Chuck flourished at Ft. Bragg. In 1964, he was selected for assignment as an aide to General John Seitz, commanding general of the XVIII Airborne Corps Artillery. Chuck adapted well to the role that required sociability, tact, foresight, and meticulous attention to detail. General Seitz, who had been an aide himself, was so impressed with Chuck that he personally made himself and Chuck the founding members of the “Aides and ex-Aides Benevolent Society,” a professional/social group that encompassed all of the aides (including classmates Jim Ellis, Jim Kays, and Mike Crabtree) on post.

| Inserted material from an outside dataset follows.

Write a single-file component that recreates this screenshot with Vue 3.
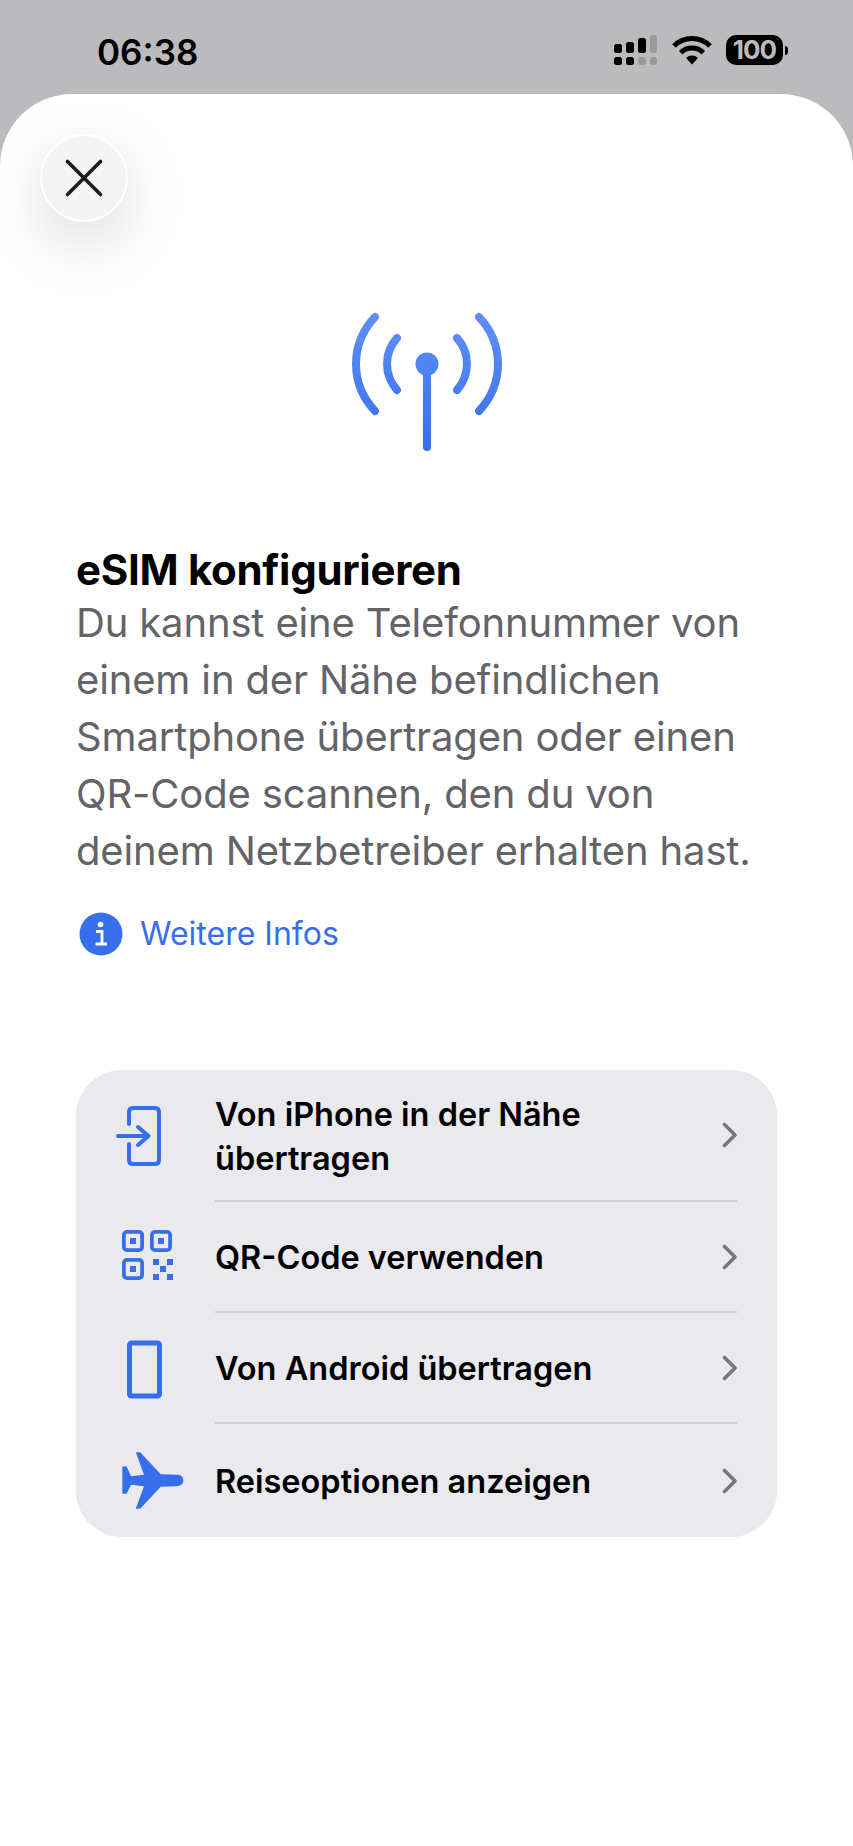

Following the Advanced Course, Chuck received orders to Viet Nam to join the 3rd Battalion (Airborne), 319th Field Artillery—the first U.S. Artillery unit engaged in combat in Southeast Asia—in direct support of the 173rd Airborne Brigade.

Cecilia and infant sons Charles III and Douglas moved to Bremerton to be closer to Chuck’s beloved grandparents, Charles and Nella Anderson, and to Chuck.

As commander of Battery A, Chuck led his unit in February 1967 in the only combat jump made by U.S. forces in Viet Nam—the first U.S. combat parachute assault since the Korean War. The drop zone was three kilometers north of Katum and about 60 miles northwest of Saigon. Chuck’s mission was to lead his unit in support of the 2d Battalion, 503rd Infantry, and other elements of the 173rd Brigade on DDay of operation Junction City. From a position established in the vicinity of the landing zone, the battery provided direct artillery support for search and destroy operations conducted by maneuver elements in the vicinity of Katum.

As Phase I of Junction City wound down, Chuck joined Cecilia for R&R in Hawaii in early March 1967. He returned to his command to lead them into Phase II.

The 173rd was attached to the “Big Red One” on 20 Mar 1967 with the mission of conducting airmobile assaults into eastern War Zone C. Two days later, the 173rd established Fire Support Patrol Base PARRY near Route 244. It was while on that operation that Chuck was killed by friendly fire from another U.S. Artillery unit. Cecilia donated his black star sapphire class ring to the Academy collection, where it is proudly on display, representing the Class of ’62.

His widow, Cecilia Anderson Boyce; his sons, MAJ Charles C. Anderson III, USARNG, and LTC Douglas Anderson, USAR; and five grandchildren survive him.

Chuck was a fine young man—dedicated, intelligent, and quick witted. An above average cadet, he rapidly matured into an outstanding young officer, a loving husband, and a proud father. His memory is preserved in the history books, in the minds of those who knew and loved him, and in the lives of his sons, who chose to follow his footsteps in active military service in a time of peril.